30 Oct 14. Defence Committee. FUTURE FORCE 2020, Wednesday 5 November 2014. The Grimond Room, Portcullis House
At 2.30 pm
* Admiral Sir George Zambellas, Chief of Naval Staff/First Sea Lord
* General Sir Nicholas Carter, Chief of the General Staff
* Air Chief Marshal Sir Andrew Pulford, Chief of Air Staff
* General Richard Barrons, Commander, Joint Forces Command
This is the second session for this inquiry. On 2 July 2014 the Defence Committee announced a new inquiry into Future Force 2020. This followed the Committee’s earlier work looking at the Future Army 2020. The 2010 Strategic Defence and Security Review set out the Government’s plans for the Armed Forces called Future Force 2020. The Committee is particularly concerned about the relevance, size and quality of the Armed Forces. The Committee is particularly interested in examining.

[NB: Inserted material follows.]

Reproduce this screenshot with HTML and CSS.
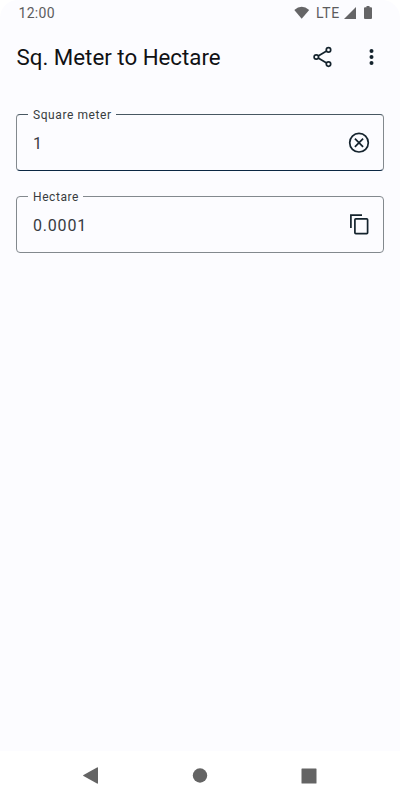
FILE: index.html
```html
<!DOCTYPE html>
<html lang="en">
<head>
<meta charset="utf-8">
<title>Sq. Meter to Hectare</title>
<link rel="stylesheet" href="styles.css">
</head>
<body>
<div class="phone">
  <div class="screen">
    <div class="status">
      <span class="clock">12:00</span>
      <svg class="wifi" width="16" height="14" viewBox="0 0 16 14"><path d="M0.300 4.100Q7.700-2.700 15.200 4.100L7.700 12.700Z"/></svg>
      <span class="network">LTE</span>
      <svg class="signal" width="12" height="12" viewBox="0 0 12 12"><path d="M12 0V12H0Z"/></svg>
      <svg class="battery" width="8" height="13" viewBox="0 0 8 13"><path d="M2.500 0h3v1.200H7q1 0 1 1V12q0 1-1 1H1q-1 0-1-1V2.200q0-1 1-1h1.500Z"/></svg>
    </div>
    <header class="appbar">
      <h1 class="title">Sq. Meter to Hectare</h1>
      <svg class="share" width="20" height="22" viewBox="0 0 20 22"><path d="M5.200 9.900L13.600 5M5.200 12.100L13.600 17"/><circle cx="3.300" cy="11" r="2.200"/><circle cx="15.500" cy="3.900" r="2.200"/><circle cx="15.500" cy="18.100" r="2.200"/></svg>
      <svg class="more" width="6" height="18" viewBox="0 0 6 18"><circle cx="2.500" cy="3" r="2"/><circle cx="2.500" cy="9" r="2"/><circle cx="2.500" cy="15" r="2"/></svg>
    </header>
    <main class="fields">
      <div class="field active">
        <span class="label">Square meter</span>
        <span class="value">1</span>
        <svg class="icon" width="24" height="24" viewBox="0 0 24 24"><circle cx="12" cy="11.700" r="9.300"/><path d="M7.900 7.600L16.100 15.800M16.100 7.600L7.900 15.800"/></svg>
      </div>
      <div class="field">
        <span class="label">Hectare</span>
        <span class="value">0.0001</span>
        <svg class="icon" width="24" height="24" viewBox="0 0 24 24"><path d="M3.900 15V2.100H15"/><rect x="7.900" y="5.900" width="12.700" height="14.700" rx="0.900"/></svg>
      </div>
    </main>
  </div>
  <nav class="navbar">
    <svg width="15" height="17" viewBox="0 0 15 17"><path d="M14 0.500Q15 0 15 1V16Q15 17 14 16.500L0.500 9Q-0.300 8.500 0.500 8Z"/></svg>
    <svg width="16" height="15" viewBox="0 0 16 15"><circle cx="8" cy="7.500" r="7.200"/></svg>
    <svg width="16" height="16" viewBox="0 0 16 16"><rect x="0.500" y="0.500" width="15" height="15" rx="0.500"/></svg>
  </nav>
</div>
</body>
</html>
```
FILE: styles.css
```css
* { box-sizing: border-box; }
body {
  margin: 0;
  background: #fff;
  font-family: Roboto, "Liberation Sans", sans-serif;
}
.phone {
  display: flex;
  flex-direction: column;
  width: 400px;
  height: 800px;
  overflow: hidden;
}
.screen {
  flex: 1;
  background: #fcfcff;
  border-radius: 18px 18px 0 0;
}
.status {
  display: flex;
  align-items: center;
  height: 25px;
  padding: 0 28px 0 18.500px;
  color: #5c5c5e;
  font-size: 14px;
}
.status svg { fill: #656567; }
.clock { margin-right: auto; letter-spacing: 0.3px; }
.network { margin: 0 4px 0 6px; letter-spacing: 0.700px; }
.battery { margin-left: 8px; }
.appbar {
  display: flex;
  align-items: center;
  height: 65px;
  padding: 0 25px 1px 16.500px;
}
.title {
  margin: 0 auto 0 0;
  color: #101114;
  font-size: 22.300px;
  font-weight: 400;
  line-height: 28px;
}
.share { fill: none; stroke: #14232d; stroke-width: 1.700; }
.more { margin-left: 36px; fill: #14232d; }
.fields {
  display: flex;
  flex-direction: column;
  gap: 25px;
  padding: 24px 16px 0;
}
.field {
  position: relative;
  display: flex;
  align-items: center;
  justify-content: space-between;
  height: 57px;
  padding: 0 12px 0 16px;
  border: 1px solid #83898e;
  border-radius: 4px;
}
.active {
  border-top-color: #485762;
  border-bottom-color: #0b2743;
}
.label {
  position: absolute;
  top: -7px;
  left: 11px;
  padding: 0 4px 0 5px;
  background: #fcfcff;
  color: #383c40;
  font-size: 12px;
  line-height: 15px;
  letter-spacing: 0.580px;
}
.value {
  padding-top: 2px;
  color: #383b3f;
  font-size: 16px;
  line-height: 24px;
  letter-spacing: 0.800px;
}
.icon { fill: none; stroke: #14232d; stroke-width: 1.700; }
.navbar {
  display: flex;
  align-items: center;
  justify-content: space-between;
  height: 49px;
  padding: 0 83px;
  background: #fff;
}
.navbar svg { fill: #646464; }
```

* The impact on the plans for Future Force 2020 of the challenging global political and security context, including in Ukraine, the Middle East and Africa and the changing size, structures and priorities of other international forces including those of the UK’s usual allies.

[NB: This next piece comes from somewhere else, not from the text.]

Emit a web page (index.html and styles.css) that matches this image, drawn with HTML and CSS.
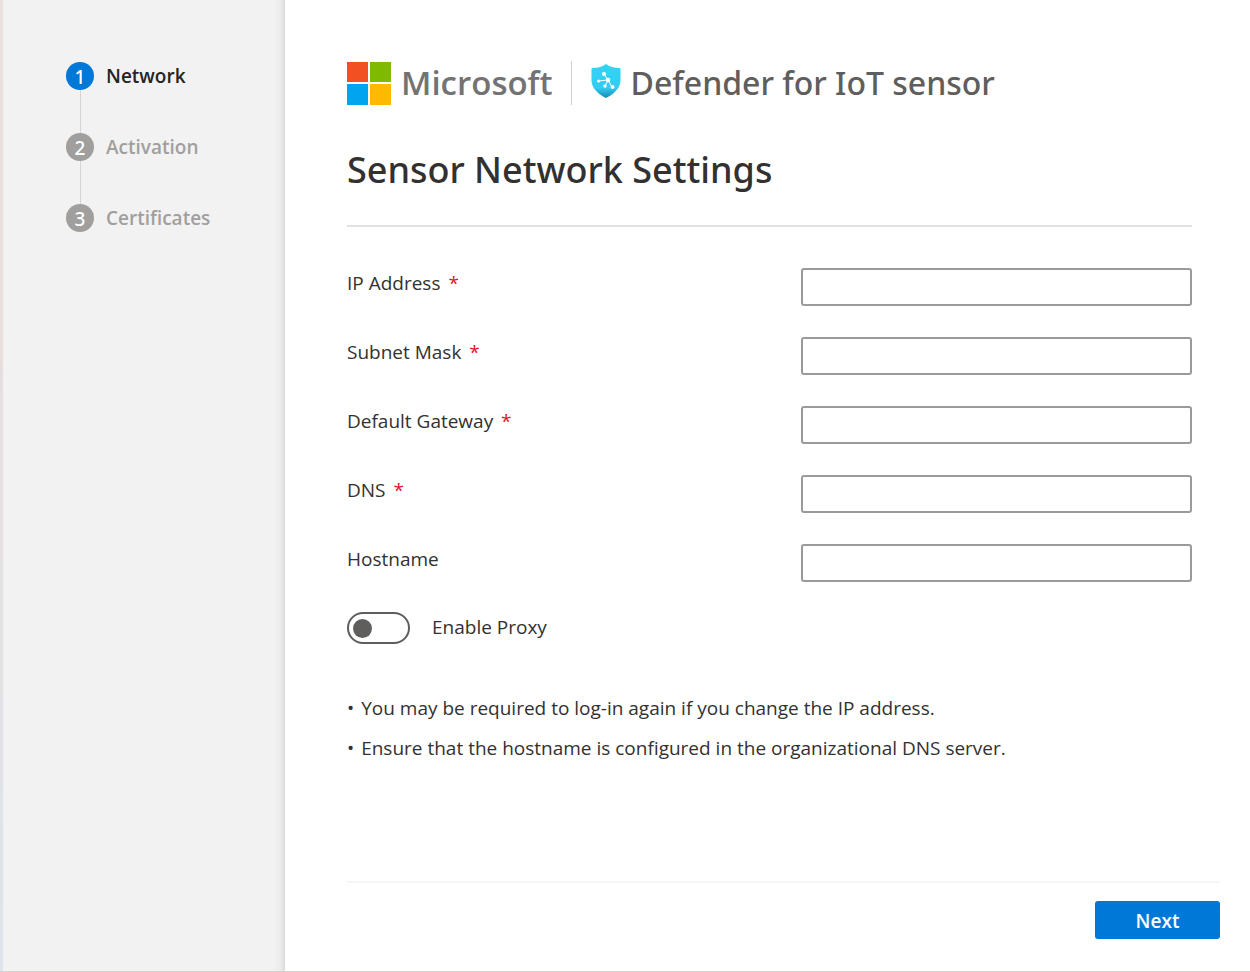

* Whether the implementation of Future Force 2020 will provide the flexible, agile and operationally capable force required
* The impact of the Levene Reforms on the Armed Forces, in particular, how the Joint Forces Command (JFC) will operate with the other three Services on operations and in providing contingent capability and the effect of the delegation of budgets to the three Services and JFC for equipment and other expenditure.

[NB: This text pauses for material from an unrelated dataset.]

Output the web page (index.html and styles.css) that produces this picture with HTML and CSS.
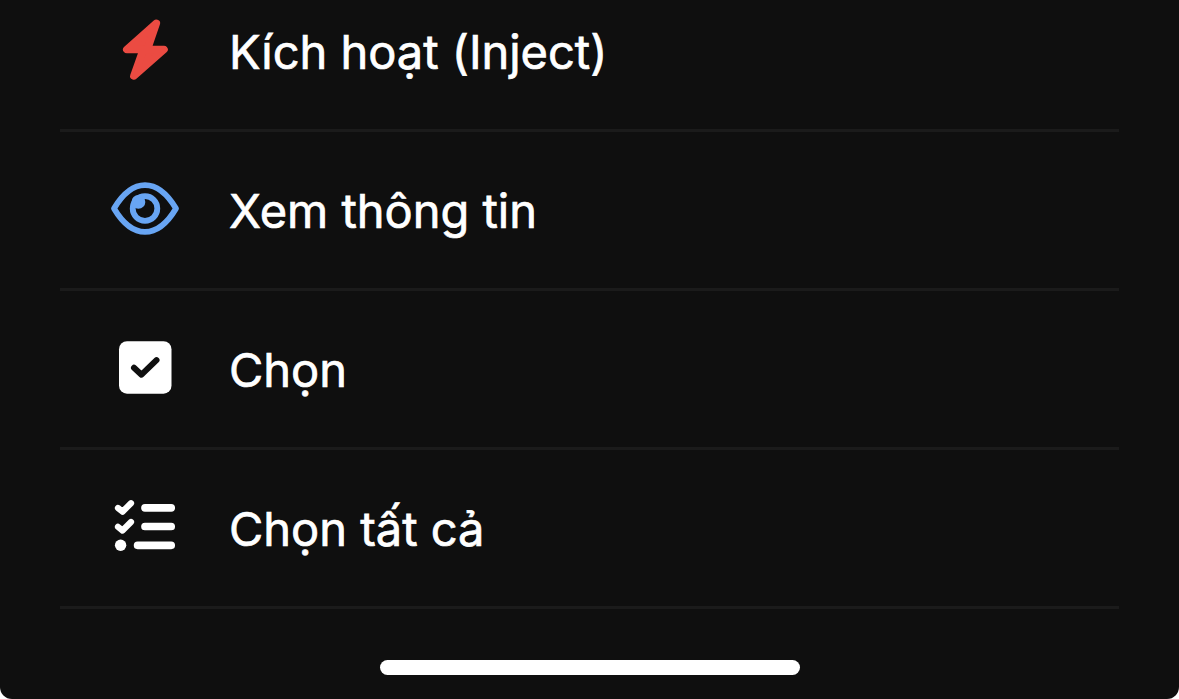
FILE: index.html
```
<!DOCTYPE html>
<html lang="vi">

<head>
    <meta charset="UTF-8">
    <meta name="viewport" content="width=device-width, initial-scale=1.0">
    <title>Menu</title>
    <link rel="stylesheet" href="styles.css">
</head>

<body>
    <div class="sheet">
        <ul class="menu">
            <li class="menu-item first">
                <svg class="icon red" viewBox="0 0 100 100">
                    <path d="M56.3 22.3L26.8 48.5H43.3L33.9 75L64 48.5H47.3Z" fill="currentColor" stroke="currentColor" stroke-width="7.6" stroke-linejoin="round"/>
                </svg>
                <span class="label">Kích hoạt (Inject)</span>
            </li>
            <li class="menu-item">
                <svg class="icon blue" viewBox="0 0 100 100">
                    <path d="M14 48.5C22 35 32 25.1 45 25.1S68 35 76 48.5C68 62 58 71.9 45 71.9S22 62 14 48.5Z" fill="none" stroke="currentColor" stroke-width="5.8" stroke-linejoin="round"/>
                    <circle cx="45" cy="48.5" r="12.3" fill="none" stroke="currentColor" stroke-width="5.8"/>
                    <circle cx="38.4" cy="41.9" r="6.9" fill="currentColor"/>
                </svg>
                <span class="label">Xem thông tin</span>
            </li>
            <li class="menu-item">
                <svg class="icon" viewBox="0 0 100 100">
                    <rect x="19" y="22.2" width="52.5" height="52.5" rx="8" fill="currentColor"/>
                    <path class="tick" d="M34 48.7L41.5 55.7L56.5 41.2"/>
                </svg>
                <span class="label">Chọn</span>
            </li>
            <li class="menu-item">
                <svg class="icon" viewBox="0 0 100 100">
                    <g fill="none" stroke="currentColor" stroke-linecap="round" stroke-linejoin="round">
                        <path d="M18 30L22.5 33.7L31 25.2M18 48.8L22.5 52.5L31 44" stroke-width="6.2"/>
                        <path d="M45 29.8H71.2M45 48.5H71.2M37.6 67.3H71.2" stroke-width="7.7"/>
                    </g>
                    <circle cx="20.6" cy="67.3" r="5.7" fill="currentColor"/>
                </svg>
                <span class="label">Chọn tất cả</span>
            </li>
        </ul>
        <div class="home-bar"></div>
    </div>
</body>

</html>
```
FILE: styles.css
```
body {
    margin: 0;
    background-color: #fff;
    font-family: "Inter", "Liberation Sans", sans-serif;
}

.sheet {
    box-sizing: border-box;
    height: 699px;
    overflow: hidden;
    background-color: #0f0f0f;
    border-radius: 0 0 12px 12px;
    color: #fff;
}

.menu {
    list-style: none;
    margin: 0 60px;
    padding: 0;
}

.menu-item {
    display: flex;
    align-items: center;
    height: 156px;
    padding-left: 40px;
    border-bottom: 3px solid #1b1b1b;
}

/* the top row is scrolled partly out of view */
.menu-item.first {
    margin-top: -27px;
}

.icon {
    width: 100px;
    height: 100px;
    margin-right: 29px;
    flex-shrink: 0;
}

.red {
    color: #eb4b42;
}

.blue {
    color: #68a5f3;
}

.tick {
    fill: none;
    stroke: #0f0f0f;
    stroke-width: 6;
    stroke-linecap: round;
    stroke-linejoin: round;
}

.label {
    font-size: 47px;
    line-height: 58px;
    font-weight: 400;
    letter-spacing: -0.02px;
    -webkit-text-stroke: 0.7px #fff;
    padding-top: 2px;
}

.home-bar {
    width: 420px;
    height: 15px;
    margin: 51px auto 0;
    border-radius: 8px;
    background-color: #fff;
}
```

* The costs of the reforms.
30 Oct 14. Defence Committee. Call for Written Evidence: The situation in Iraq and Syria and the threat posed by Islamic State in Iraq and the Levant (ISIL). The Defence Committee announced the terms of reference for its inquiry into the situation in Iraq and Syria and the threat posed by Islamic State in Iraq and the Levant (ISIL). The Committee is looking to take evidence to address the following questions:
* What are the threats represented by ISIL, other militant groups and the Assad regime, politically, ideologically and militarily in Iraq and Syria? How might they evolve?
* What are the objectives which form the basis for the UK’s participation in the international coalition’s strategy in a) Iraq, b) Syria, and c) the region?
* What should the UK Government’s goals be for domestic and regional security, humanitarian assistance and political stability in Iraq and Syria?
* What alternatives are there to the UK Government’s current responses and the declared strategy of the international coalition in Iraq and Syria?
* Is the UK able to deploy sufficient, sustainable military, diplomatic and other resources to carry out its declared objectives?
* What are the implications of long term involvement in Iraq, Syria and the region for the next NSS and SDSR?
The Committee intends to consider a number of questions during its inquiry. These questions include:
* What is Government and international coalition strategy in Iraq and/or Syria?
* What are the objectives, why and how is the UK planning to achieve them?
* What would be the case for extending UK military operations to Syria?
* What are the different political, humanitarian and military options available?
* The Government has emphasised that military action is dependent on an internal political solution and a regional solution involving other states. What are the components of this solution, how can the Government work to achieve them and what is the likelihood of success?
* How would the absence of a political or regional solution affect the case for military action?
* What are the advantages and disadvantages of deploying ground troops?
* Are current UK force structures and resources suitable for this type of undertaking and what are the implications for the next NSS and SDSR and the timing of these reviews?